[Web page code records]
========

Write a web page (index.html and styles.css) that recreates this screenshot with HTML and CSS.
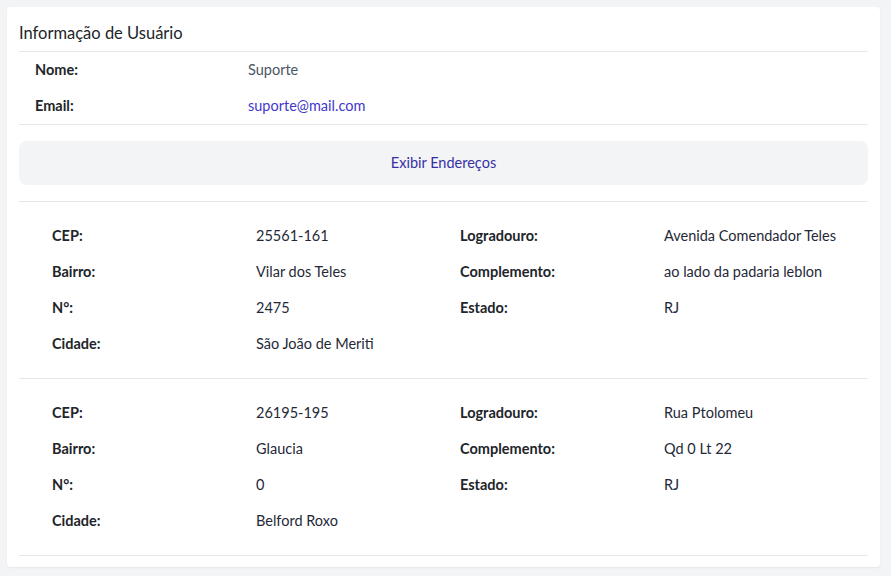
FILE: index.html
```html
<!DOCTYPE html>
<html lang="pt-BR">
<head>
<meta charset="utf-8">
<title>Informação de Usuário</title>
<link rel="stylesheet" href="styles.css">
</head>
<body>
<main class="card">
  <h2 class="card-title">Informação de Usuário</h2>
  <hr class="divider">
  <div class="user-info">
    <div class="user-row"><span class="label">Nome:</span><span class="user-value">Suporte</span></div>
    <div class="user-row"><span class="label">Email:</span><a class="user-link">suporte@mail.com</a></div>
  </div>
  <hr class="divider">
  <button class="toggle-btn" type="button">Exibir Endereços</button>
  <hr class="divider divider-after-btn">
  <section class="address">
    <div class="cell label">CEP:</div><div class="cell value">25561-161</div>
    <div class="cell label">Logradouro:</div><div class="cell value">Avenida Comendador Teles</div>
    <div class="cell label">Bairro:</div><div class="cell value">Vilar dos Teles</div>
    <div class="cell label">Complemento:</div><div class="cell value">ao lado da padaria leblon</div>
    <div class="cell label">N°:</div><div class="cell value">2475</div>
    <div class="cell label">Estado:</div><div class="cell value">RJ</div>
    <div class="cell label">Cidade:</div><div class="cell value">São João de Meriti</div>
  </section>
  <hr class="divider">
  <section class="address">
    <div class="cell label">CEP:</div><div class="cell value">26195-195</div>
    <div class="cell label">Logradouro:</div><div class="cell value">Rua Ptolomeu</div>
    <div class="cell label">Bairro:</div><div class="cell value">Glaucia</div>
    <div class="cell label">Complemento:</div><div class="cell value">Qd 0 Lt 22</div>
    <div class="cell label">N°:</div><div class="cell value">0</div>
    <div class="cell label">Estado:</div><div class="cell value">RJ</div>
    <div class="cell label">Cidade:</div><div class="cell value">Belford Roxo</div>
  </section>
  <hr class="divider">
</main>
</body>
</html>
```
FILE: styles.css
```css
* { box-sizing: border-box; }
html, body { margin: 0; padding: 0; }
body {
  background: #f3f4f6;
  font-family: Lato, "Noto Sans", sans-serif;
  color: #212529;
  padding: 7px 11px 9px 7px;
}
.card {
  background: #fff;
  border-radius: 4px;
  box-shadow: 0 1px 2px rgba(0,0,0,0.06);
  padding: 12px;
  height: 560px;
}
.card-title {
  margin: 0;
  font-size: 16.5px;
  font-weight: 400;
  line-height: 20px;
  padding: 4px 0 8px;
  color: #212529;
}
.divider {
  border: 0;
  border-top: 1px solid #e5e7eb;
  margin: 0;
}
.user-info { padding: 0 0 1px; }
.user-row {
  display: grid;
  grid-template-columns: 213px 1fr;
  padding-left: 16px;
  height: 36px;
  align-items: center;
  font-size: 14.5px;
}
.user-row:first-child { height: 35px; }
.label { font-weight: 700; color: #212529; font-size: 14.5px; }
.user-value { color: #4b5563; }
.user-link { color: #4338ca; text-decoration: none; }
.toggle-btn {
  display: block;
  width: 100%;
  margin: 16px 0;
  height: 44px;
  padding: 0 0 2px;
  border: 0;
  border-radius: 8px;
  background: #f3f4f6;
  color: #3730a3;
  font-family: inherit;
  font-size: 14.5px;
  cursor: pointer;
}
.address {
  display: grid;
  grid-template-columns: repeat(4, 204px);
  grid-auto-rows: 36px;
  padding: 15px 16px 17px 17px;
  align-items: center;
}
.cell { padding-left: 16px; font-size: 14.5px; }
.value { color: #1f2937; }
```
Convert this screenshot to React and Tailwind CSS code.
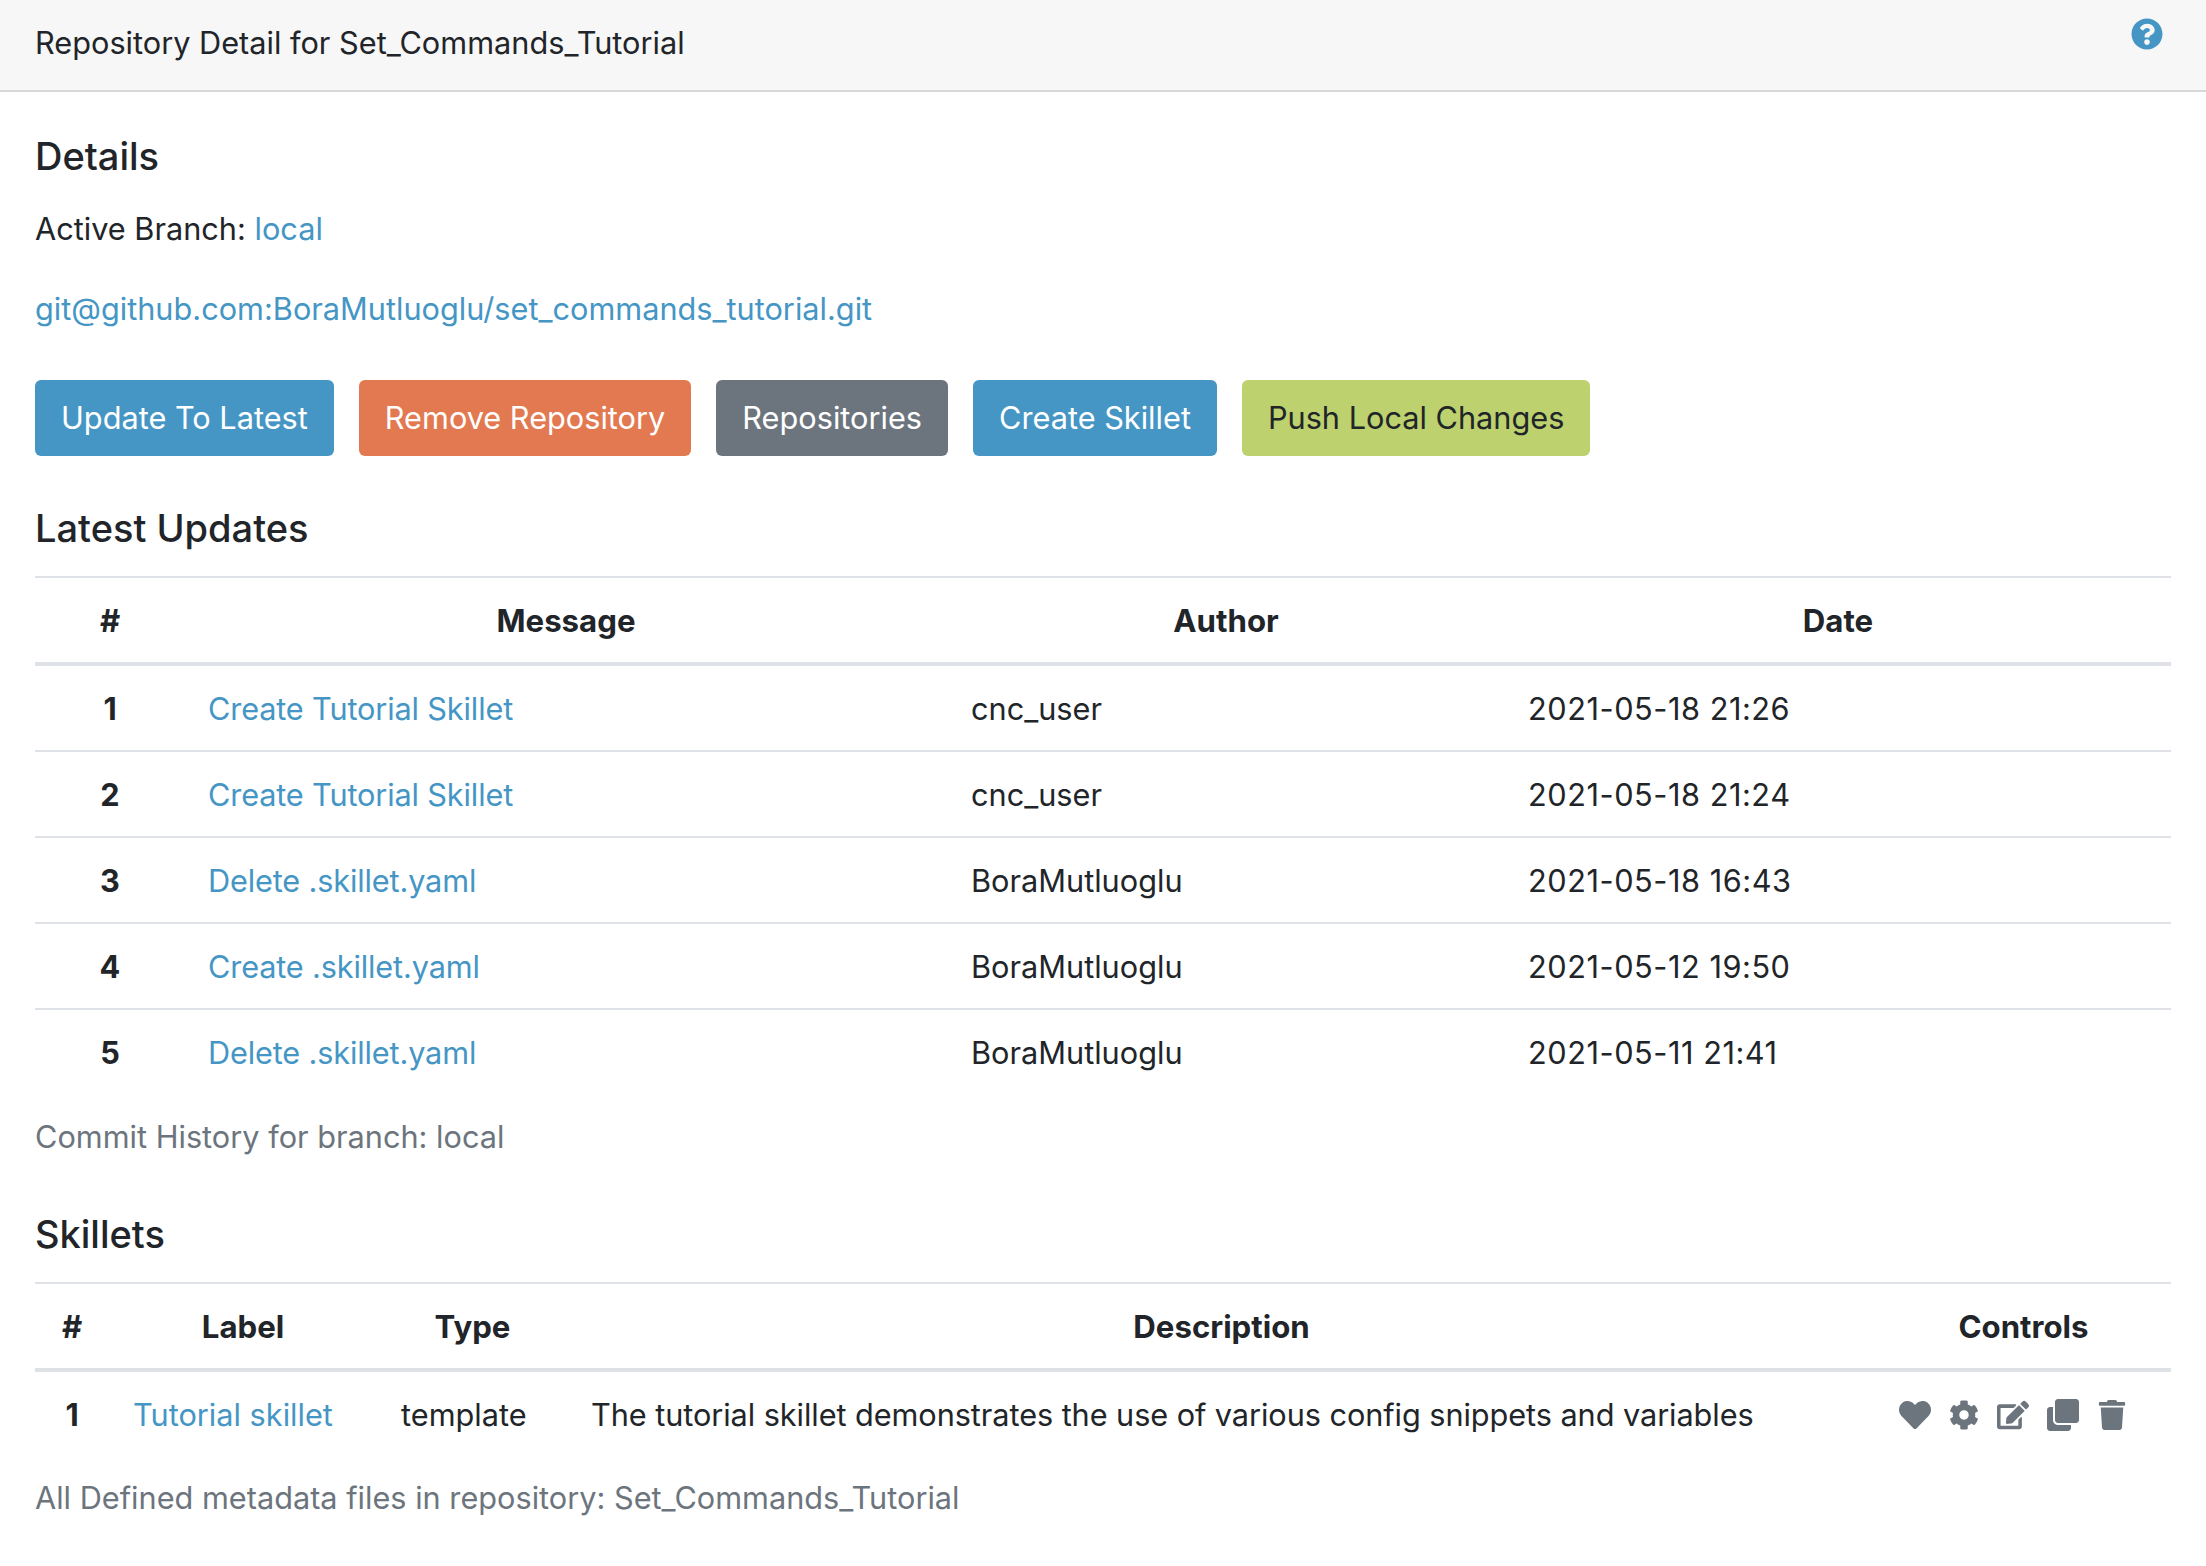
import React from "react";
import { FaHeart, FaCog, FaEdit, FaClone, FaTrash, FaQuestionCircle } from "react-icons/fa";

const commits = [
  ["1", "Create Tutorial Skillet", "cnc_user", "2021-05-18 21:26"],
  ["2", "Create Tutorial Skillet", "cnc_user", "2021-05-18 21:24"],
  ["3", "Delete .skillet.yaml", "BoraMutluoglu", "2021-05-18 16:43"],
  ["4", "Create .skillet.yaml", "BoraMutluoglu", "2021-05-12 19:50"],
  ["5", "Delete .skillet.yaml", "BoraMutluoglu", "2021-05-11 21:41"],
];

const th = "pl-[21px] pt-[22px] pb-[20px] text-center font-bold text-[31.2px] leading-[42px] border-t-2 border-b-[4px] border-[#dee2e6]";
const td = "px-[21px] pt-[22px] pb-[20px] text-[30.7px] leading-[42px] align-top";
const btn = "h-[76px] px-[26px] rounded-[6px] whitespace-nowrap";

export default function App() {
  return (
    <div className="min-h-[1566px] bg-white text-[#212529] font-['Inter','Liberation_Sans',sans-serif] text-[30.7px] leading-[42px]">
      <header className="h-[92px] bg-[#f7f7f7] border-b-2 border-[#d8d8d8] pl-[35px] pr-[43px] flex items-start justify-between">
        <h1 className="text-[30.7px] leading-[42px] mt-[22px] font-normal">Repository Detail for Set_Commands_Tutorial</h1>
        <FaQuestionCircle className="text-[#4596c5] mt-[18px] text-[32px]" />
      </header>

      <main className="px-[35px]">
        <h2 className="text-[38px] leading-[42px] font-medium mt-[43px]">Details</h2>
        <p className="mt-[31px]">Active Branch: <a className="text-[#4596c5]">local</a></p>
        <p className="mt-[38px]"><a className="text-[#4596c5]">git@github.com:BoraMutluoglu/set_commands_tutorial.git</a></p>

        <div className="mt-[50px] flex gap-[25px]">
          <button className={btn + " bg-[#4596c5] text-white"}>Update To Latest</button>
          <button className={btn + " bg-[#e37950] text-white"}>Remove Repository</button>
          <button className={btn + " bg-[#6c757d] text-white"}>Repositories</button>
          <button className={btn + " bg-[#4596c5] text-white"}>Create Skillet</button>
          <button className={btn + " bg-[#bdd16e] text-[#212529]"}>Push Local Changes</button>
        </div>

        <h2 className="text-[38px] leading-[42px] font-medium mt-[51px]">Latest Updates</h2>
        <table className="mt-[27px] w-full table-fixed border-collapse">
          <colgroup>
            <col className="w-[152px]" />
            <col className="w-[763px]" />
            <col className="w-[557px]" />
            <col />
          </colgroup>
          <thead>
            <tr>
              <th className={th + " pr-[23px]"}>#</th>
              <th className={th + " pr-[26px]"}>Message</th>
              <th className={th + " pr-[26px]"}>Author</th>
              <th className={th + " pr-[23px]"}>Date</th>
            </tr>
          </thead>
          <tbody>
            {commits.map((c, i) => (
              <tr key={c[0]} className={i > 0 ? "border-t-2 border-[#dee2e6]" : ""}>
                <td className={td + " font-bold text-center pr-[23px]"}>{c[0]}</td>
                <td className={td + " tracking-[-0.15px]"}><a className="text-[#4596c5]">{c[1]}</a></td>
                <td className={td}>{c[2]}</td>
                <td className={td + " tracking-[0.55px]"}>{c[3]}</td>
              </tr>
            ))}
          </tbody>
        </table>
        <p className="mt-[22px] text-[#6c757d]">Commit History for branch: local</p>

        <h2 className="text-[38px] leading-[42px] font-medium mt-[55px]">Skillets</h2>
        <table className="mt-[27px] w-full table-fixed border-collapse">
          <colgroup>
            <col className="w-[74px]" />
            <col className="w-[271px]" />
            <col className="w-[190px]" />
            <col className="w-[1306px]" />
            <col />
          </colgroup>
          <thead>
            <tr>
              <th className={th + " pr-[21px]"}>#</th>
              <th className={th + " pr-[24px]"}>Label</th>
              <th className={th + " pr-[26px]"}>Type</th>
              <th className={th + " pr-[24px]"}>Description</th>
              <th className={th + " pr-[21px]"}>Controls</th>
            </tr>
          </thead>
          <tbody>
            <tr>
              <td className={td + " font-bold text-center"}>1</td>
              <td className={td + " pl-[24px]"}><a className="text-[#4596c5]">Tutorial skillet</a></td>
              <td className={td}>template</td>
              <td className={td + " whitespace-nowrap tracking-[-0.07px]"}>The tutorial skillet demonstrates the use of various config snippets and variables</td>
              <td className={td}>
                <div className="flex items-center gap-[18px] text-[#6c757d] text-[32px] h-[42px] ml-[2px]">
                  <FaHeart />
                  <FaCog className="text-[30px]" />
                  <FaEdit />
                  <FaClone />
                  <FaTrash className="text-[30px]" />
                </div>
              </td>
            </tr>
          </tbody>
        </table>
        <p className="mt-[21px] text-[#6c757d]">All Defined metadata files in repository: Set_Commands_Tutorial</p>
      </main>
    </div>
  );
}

========

__Exercise instructions__
Of the lines in the data, how many hold the string "index"? State the number, nothing else.

__Response__
2